Lt. Gov. Timothy M. Kaine met Tuesday with representatives from the Staff Union at the University of Virginia and the Graduate Labor Union.
Throughout the evening, union officials made references to what they say is a refusal of University administers to meet with their group, a policy they say the University justifies by citing Virginia's anti-collective bargaining statutes.
At the meeting, Kaine, who supports "meet and confer" laws but not collective bargaining rights, was careful to couch the reasons for his presence in terms of the routine. Throughout the evening he made frequent references to his long-time policy of visiting government workers to "say thanks," and he started his remarks with an explicit denouncement of collective bargaining.
"I am not a fan of collective bargaining for public employees," he said. "I do think a policy of no collective bargaining has served Virginia well."
But while Kaine may have intended Tuesday's gathering as an informal rap session, members of the Staff Union at the University of Virginia quickly delved into tough questions.
Audience members expressed disappointment at the size of projected state pay raises, citing cost of living increases.
Kaine acknowledged that "it isn't an easy time to be a state employee," but offered little hope for the immediate future.
When asked if state law prohibited the University from increasing worker's salaries beyond the 2.25 percent promised increase for the next calendar year, Kaine said he felt that while such an action would not be illegal, it would be unlikely.
"We make it extremely difficult for Universities to do these things but we don't really preclude them from doing it if they wanted to and could," Kaine said.
And while he listened attentively as workers relayed individual grievances, including statements likening the University to a "plantation" and the treatment of its workers as meeting "third world standards," Kaine disagreed with the source of worker's woes.

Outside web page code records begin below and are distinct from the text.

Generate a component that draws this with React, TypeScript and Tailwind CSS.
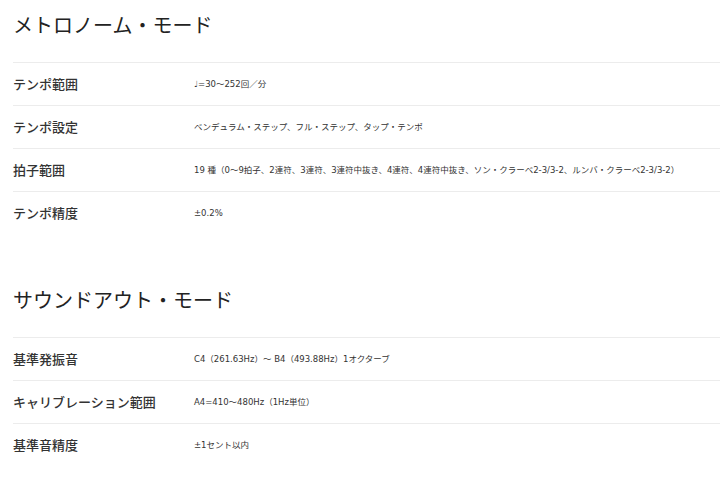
import React from "react";

const sections = [
  {
    title: "メトロノーム・モード",
    rows: [
      ["テンポ範囲", "♩=30〜252回／分"],
      ["テンポ設定", "ベンデュラム・ステップ、フル・ステップ、タップ・テンポ"],
      ["拍子範囲", "19 種（0〜9拍子、2連符、3連符、3連符中抜き、4連符、4連符中抜き、ソン・クラーベ2-3/3-2、ルンバ・クラーベ2-3/3-2）"],
      ["テンポ精度", "±0.2%"],
    ],
  },
  {
    title: "サウンドアウト・モード",
    rows: [
      ["基準発振音", "C4（261.63Hz）～ B4（493.88Hz）1オクターブ"],
      ["キャリブレーション範囲", "A4=410〜480Hz（1Hz単位）"],
      ["基準音精度", "±1セント以内"],
    ],
  },
];

export default function App() {
  return (
    <div className="w-[720px] h-[478px] bg-white overflow-hidden pl-[13px] pt-[11px] font-['Noto_Sans_CJK_JP','Noto_Sans',sans-serif]">
      {sections.map((s, i) => (
        <section key={i} className={i > 0 ? "mt-[52px]" : ""}>
          <h2 className="text-[20px] leading-[28px] font-normal text-[#222] mb-[23px]">{s.title}</h2>
          <div>
            {s.rows.map(([k, v], j) => (
              <div key={j} className="flex items-center h-[43px] border-t border-[#ececec]">
                <div className="w-[181px] shrink-0 text-[13px] font-medium text-[#333]">{k}</div>
                <div className="text-[8.5px] text-[#333] whitespace-nowrap font-['DejaVu_Sans','Noto_Sans_CJK_JP',sans-serif]">
                  {v}
                </div>
              </div>
            ))}
          </div>
        </section>
      ))}
    </div>
  );
}
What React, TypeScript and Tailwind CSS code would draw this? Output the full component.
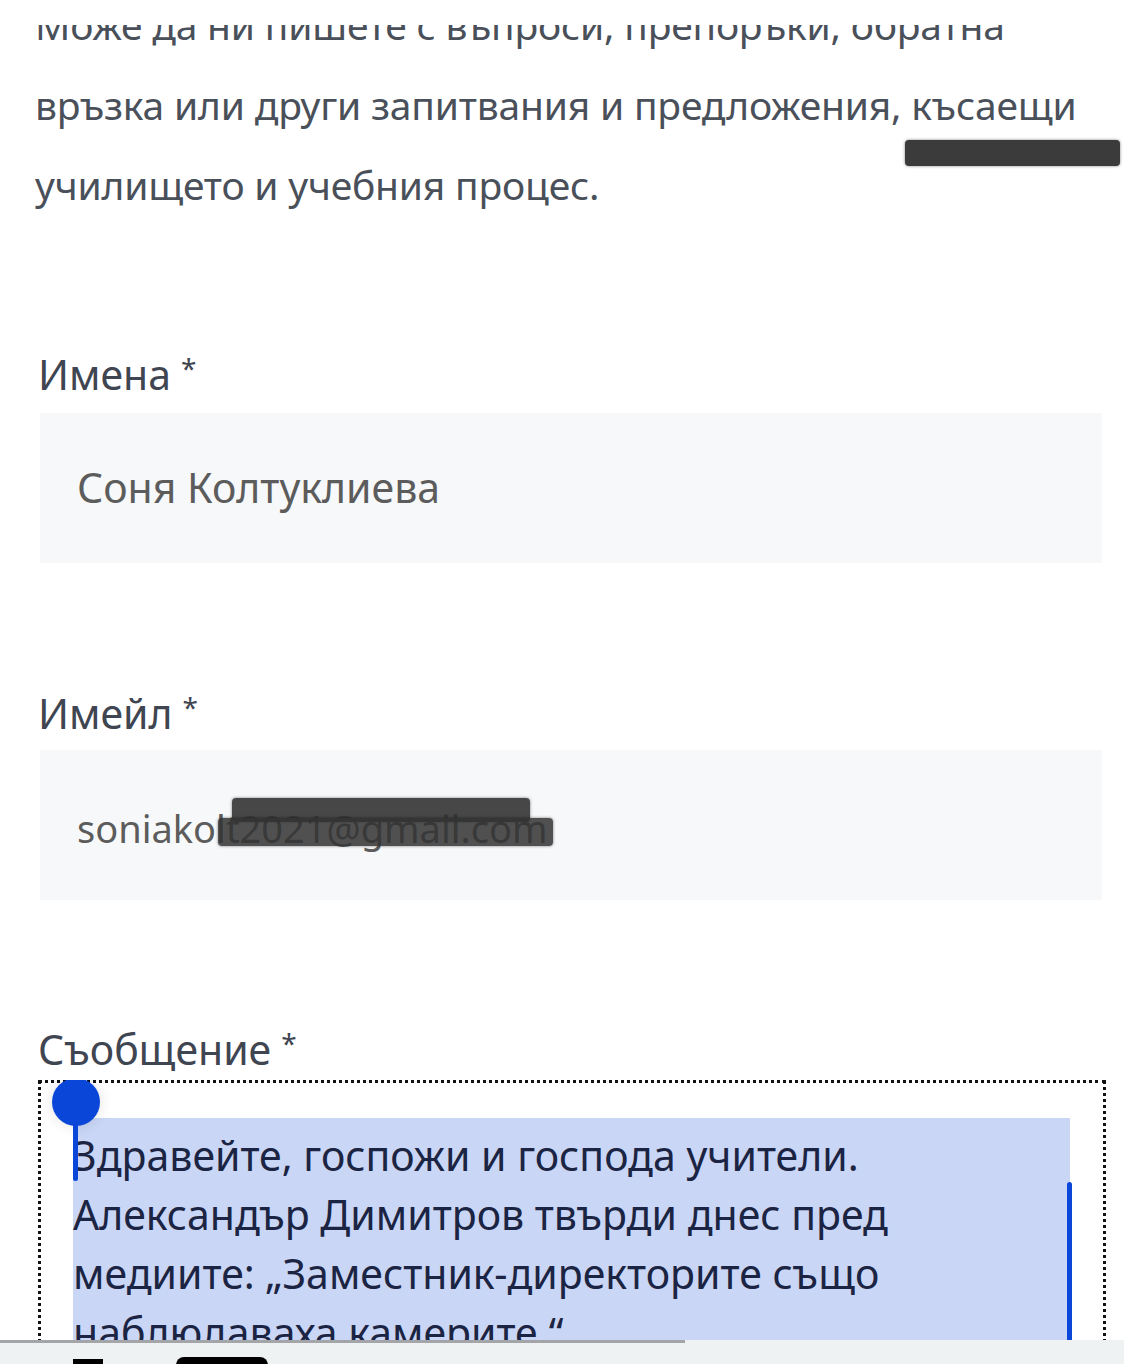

While some audience members spoke an inherent "climate of disrespect for staff," at the University, Kaine said he felt budgetary woes and not outright malice were behind unsatisfactory experiences for workers.
"The source of the problems is much less the decision of an administrator on this campus and much more a result of legislative decisions," Kaine said.
"The biggest problem we deal with is a persistent under funding of education," Kaine said. "Lack of funding pits people against each other."
For English Prof. Susan Fraiman, a limited budget does not excuse what she said was faulty prioritizing of expenditures.
"There is a feeling that in fact the University may not have as much money as we'd like it to have," Fraiman said."But it has some money and it is using it for the wrong things, and it is not using it to sufficiently compensate the staff."
Kaine expressed hope that the legislature would eventually begin adequately funding higher education in Virginia, but said he worried that such a change might come too late to maintain academic standards in the commonwealth.
"At some point US News and World Report rankings will drop and at that point the legislature will wake up, but at that point it will take years to get it back," he said.